In February 2021, the board turned its attention to magnet school Lowell High, voting to permanently remove merit‐​based admissions to combat “pervasive systemic racism.” The benefits of such a drastic change were disputed by the community, especially Asian Americans whose children disproportionately attend Lowell, and legal challenges ensued over the board giving “inadequate notice” to parents. The changed admissions policy was extended until the 2022–2023 school year, but its long‐​term future is murky. Meanwhile, an unearthed tweet with racial slurs against Asian Americans by then‐​board vice president Alison Collins (one of the now recalled members) added yet more volume to the community outcry, all while schools remained closed.

SFUSD eventually opened schools in April 2021 and canceled the renaming proposal. But the damage had already been done. Parents Autumn Looijen and Siva Raj began the recall efforts in February 2021.

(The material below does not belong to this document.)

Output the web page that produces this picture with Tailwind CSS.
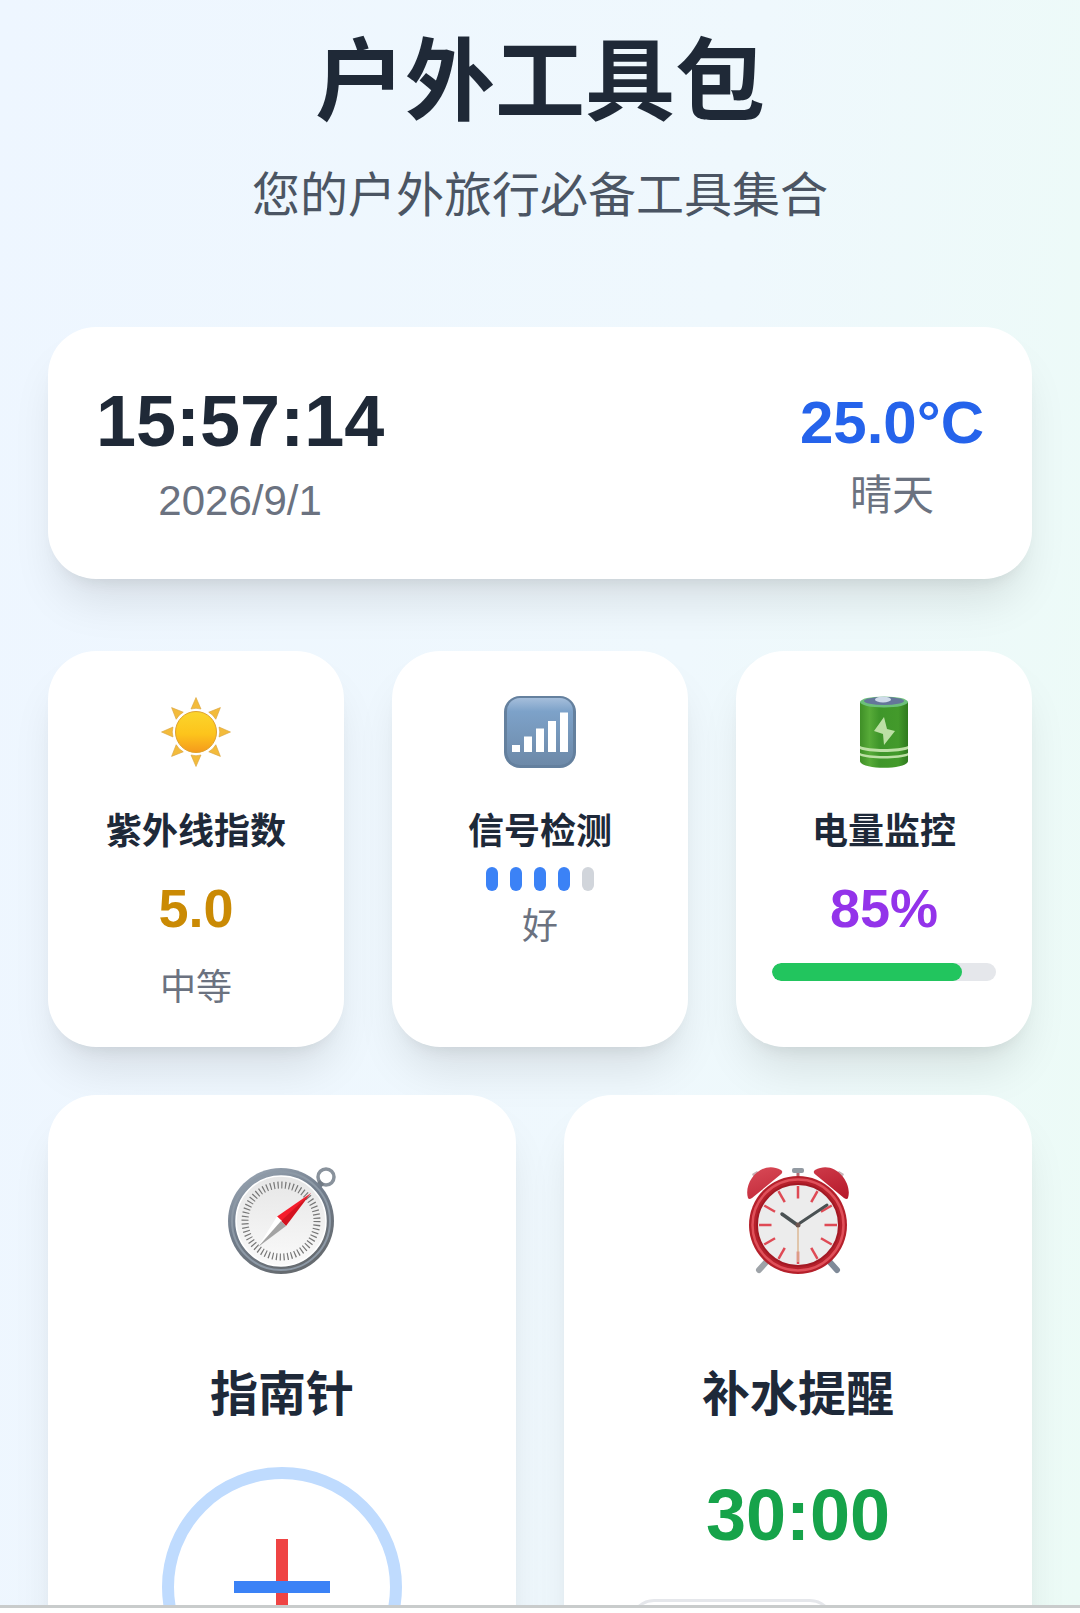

Cato’s Center for Educational Freedom has been tracking SFUSD’s constant clashes in our Public Schooling Battle Map, and they are a prime example of why school choice is vital. When a school board of seven dictates policy for over 57,000 students it is no wonder that deep, painful disagreements – disagreements that divide people into angry camps – occur. Board conflicts are sometimes painted as being the result of angry Republican activism, but debates within a district that voted 85 percent for Joe Biden show that even those on the Left, who may even often agree a lot politically, have diverse values and educational needs that a single system cannot meet.

The good news is, though California currently lacks private school choice, 2022 ballot initiatives that would amend the state constitution and create education savings accounts could potentially change that. And it is, indeed, time to bring educational freedom to California instead of locking families into districts and forcing ugly social warfare.